Give only the number of lines in the data that include the string "React".

#### [COLLECTED MATERIAL]
══════════════════════════════

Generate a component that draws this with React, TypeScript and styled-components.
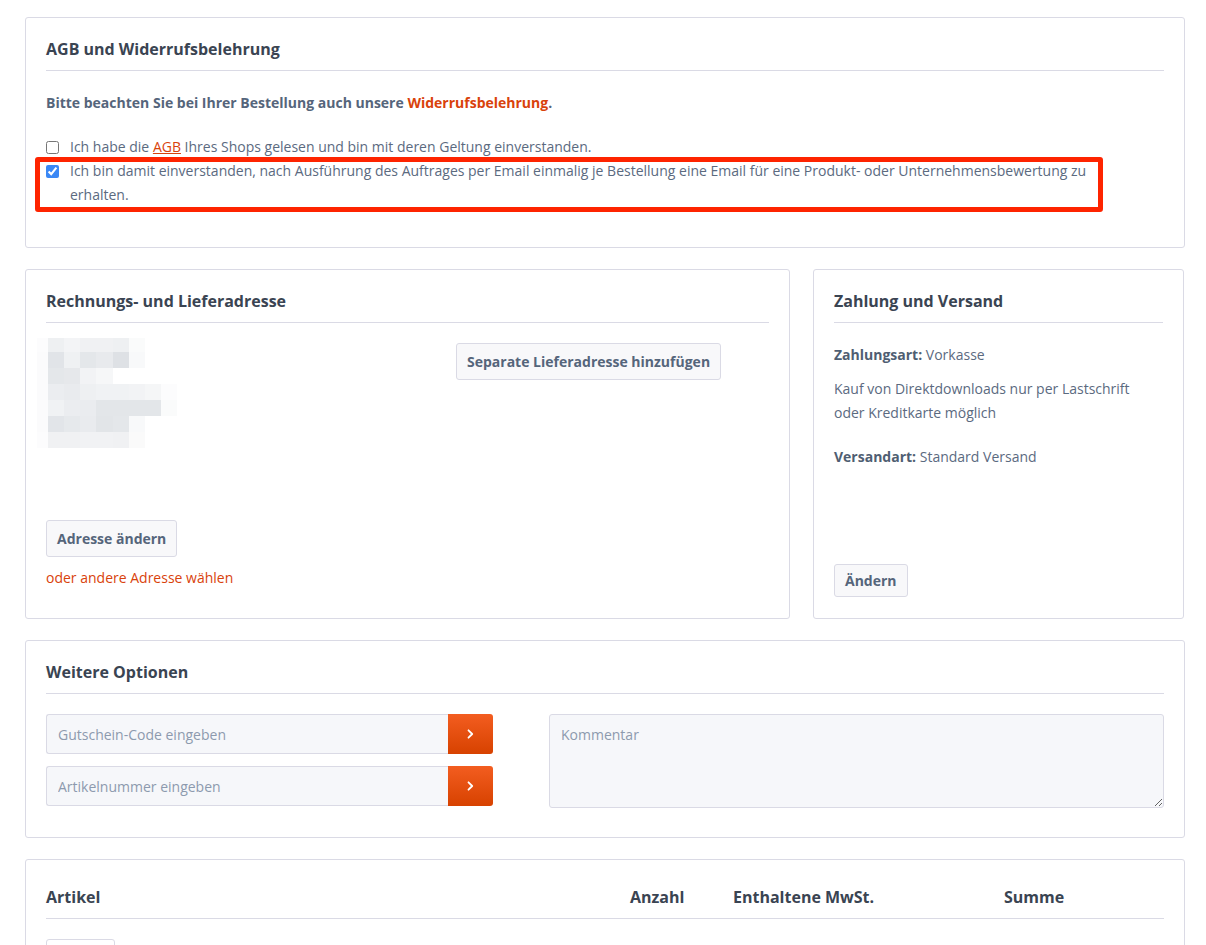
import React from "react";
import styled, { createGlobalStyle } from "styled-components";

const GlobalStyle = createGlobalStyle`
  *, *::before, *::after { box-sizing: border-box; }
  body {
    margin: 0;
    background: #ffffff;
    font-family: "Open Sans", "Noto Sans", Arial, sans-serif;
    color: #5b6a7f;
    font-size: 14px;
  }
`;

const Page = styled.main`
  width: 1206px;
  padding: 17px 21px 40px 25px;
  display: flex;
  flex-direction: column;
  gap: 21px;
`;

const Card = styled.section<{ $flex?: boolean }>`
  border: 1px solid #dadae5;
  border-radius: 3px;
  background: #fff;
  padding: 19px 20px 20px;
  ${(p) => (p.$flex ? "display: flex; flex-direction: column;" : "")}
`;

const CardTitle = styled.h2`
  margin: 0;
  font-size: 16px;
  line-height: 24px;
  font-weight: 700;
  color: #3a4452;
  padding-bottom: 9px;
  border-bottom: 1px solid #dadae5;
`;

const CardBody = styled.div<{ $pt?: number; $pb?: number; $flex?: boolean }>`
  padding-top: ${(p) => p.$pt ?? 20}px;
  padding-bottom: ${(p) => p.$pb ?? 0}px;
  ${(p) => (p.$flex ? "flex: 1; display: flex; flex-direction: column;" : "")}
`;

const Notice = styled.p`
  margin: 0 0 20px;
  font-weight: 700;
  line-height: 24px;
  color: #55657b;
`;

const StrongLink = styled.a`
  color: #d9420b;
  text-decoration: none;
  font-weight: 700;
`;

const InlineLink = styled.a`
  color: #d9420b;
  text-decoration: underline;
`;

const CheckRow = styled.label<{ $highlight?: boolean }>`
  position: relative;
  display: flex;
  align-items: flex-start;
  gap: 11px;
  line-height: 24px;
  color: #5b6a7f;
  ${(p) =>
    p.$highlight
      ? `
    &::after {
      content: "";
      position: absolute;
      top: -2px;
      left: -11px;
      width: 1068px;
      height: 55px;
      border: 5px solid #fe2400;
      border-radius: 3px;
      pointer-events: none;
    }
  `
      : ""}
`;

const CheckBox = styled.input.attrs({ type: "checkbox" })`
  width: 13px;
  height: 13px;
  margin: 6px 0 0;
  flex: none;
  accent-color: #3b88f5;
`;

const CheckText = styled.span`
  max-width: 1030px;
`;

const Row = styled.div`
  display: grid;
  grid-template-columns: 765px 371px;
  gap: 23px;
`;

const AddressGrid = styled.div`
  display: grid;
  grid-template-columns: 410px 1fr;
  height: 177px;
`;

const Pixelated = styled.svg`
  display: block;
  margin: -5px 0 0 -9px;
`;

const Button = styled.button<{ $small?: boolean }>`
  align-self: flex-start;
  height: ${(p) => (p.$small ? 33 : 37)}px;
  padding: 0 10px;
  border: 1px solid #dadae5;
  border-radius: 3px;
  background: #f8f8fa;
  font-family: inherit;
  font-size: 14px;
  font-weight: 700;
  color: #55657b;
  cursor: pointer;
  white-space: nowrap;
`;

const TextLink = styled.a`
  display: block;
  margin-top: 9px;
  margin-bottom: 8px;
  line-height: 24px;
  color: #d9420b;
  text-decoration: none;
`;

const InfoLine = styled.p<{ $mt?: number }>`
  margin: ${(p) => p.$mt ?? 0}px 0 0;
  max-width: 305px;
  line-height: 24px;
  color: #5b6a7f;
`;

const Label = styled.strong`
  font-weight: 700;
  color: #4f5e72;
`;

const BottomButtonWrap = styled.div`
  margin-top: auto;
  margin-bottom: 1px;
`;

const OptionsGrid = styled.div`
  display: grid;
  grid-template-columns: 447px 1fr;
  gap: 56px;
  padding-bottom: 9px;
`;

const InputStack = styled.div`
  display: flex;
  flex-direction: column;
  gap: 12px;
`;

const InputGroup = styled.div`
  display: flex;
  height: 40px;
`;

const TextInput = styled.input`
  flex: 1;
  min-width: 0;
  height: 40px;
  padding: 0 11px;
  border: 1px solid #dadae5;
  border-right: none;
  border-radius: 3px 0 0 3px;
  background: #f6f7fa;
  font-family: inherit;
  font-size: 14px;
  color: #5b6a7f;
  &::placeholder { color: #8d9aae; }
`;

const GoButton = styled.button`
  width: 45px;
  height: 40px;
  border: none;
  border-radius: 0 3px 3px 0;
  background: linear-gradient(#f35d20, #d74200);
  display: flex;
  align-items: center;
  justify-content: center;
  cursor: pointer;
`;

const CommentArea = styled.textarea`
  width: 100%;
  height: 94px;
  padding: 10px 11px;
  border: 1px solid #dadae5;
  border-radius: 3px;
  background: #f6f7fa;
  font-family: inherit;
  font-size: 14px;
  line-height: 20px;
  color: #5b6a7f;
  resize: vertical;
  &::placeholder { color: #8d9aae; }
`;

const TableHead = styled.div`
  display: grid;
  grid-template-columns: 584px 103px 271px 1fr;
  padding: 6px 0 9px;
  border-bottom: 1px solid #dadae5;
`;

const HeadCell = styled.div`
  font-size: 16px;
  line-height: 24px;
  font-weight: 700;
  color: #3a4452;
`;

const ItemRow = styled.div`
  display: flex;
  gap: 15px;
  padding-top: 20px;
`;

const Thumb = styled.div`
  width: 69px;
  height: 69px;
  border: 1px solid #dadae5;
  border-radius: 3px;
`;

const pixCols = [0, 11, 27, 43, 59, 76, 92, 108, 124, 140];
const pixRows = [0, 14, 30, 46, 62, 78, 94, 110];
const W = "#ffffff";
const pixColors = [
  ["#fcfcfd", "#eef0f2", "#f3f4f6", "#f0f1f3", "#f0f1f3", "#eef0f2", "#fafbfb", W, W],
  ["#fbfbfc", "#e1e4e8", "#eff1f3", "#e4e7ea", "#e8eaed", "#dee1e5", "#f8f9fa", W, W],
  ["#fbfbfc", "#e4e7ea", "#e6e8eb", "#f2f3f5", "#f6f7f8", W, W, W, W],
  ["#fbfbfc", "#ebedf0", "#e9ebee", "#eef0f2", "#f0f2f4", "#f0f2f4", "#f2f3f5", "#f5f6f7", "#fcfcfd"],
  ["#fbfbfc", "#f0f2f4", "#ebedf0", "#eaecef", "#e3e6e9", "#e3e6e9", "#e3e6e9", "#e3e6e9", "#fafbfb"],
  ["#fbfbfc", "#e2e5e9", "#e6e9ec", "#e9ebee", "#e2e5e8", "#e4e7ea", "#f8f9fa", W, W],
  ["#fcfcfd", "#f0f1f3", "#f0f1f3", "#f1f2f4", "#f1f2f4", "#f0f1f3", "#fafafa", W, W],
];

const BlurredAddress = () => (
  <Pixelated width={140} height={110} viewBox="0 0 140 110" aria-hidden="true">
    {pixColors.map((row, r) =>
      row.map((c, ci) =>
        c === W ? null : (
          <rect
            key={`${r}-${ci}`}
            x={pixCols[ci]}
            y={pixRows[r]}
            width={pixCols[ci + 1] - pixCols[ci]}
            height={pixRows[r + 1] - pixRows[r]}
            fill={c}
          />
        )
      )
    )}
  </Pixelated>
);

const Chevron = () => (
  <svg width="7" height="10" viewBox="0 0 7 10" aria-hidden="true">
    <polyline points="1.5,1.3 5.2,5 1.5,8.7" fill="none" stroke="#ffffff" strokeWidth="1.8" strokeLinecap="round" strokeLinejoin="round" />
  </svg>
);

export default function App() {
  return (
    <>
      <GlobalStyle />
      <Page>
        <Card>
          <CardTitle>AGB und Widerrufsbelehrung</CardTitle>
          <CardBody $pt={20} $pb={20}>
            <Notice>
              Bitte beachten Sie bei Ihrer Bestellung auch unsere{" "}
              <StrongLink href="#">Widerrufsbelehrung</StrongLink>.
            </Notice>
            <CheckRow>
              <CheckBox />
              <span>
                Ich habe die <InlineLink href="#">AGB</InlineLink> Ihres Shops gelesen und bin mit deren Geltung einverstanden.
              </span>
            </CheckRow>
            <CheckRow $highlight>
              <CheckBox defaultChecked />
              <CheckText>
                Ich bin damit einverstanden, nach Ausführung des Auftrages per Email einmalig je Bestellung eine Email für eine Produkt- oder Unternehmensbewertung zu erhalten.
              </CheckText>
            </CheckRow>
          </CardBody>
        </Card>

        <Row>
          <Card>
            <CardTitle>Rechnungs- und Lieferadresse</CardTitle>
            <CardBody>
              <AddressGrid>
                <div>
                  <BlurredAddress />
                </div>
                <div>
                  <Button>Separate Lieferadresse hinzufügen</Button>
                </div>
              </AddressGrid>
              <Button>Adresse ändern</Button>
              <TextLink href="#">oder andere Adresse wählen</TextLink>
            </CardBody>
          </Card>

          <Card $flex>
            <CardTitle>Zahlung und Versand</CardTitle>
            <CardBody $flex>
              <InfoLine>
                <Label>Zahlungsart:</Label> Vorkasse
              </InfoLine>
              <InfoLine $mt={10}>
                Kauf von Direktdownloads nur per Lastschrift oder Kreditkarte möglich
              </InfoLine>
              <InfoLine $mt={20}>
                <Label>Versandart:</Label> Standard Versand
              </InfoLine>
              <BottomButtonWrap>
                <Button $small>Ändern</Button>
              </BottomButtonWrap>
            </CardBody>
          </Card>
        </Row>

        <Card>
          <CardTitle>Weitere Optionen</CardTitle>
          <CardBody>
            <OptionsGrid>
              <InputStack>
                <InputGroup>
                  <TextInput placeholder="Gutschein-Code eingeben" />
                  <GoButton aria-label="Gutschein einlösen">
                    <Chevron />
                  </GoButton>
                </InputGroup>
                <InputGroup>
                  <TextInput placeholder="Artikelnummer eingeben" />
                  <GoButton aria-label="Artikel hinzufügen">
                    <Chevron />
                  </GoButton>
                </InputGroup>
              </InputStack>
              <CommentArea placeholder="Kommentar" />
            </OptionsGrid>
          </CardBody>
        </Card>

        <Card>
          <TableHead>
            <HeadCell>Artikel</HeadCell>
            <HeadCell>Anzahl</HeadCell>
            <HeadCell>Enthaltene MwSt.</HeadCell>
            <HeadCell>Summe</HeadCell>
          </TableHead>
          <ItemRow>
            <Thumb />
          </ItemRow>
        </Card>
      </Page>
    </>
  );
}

══════════════════════════════

#### [RESPONSE]
2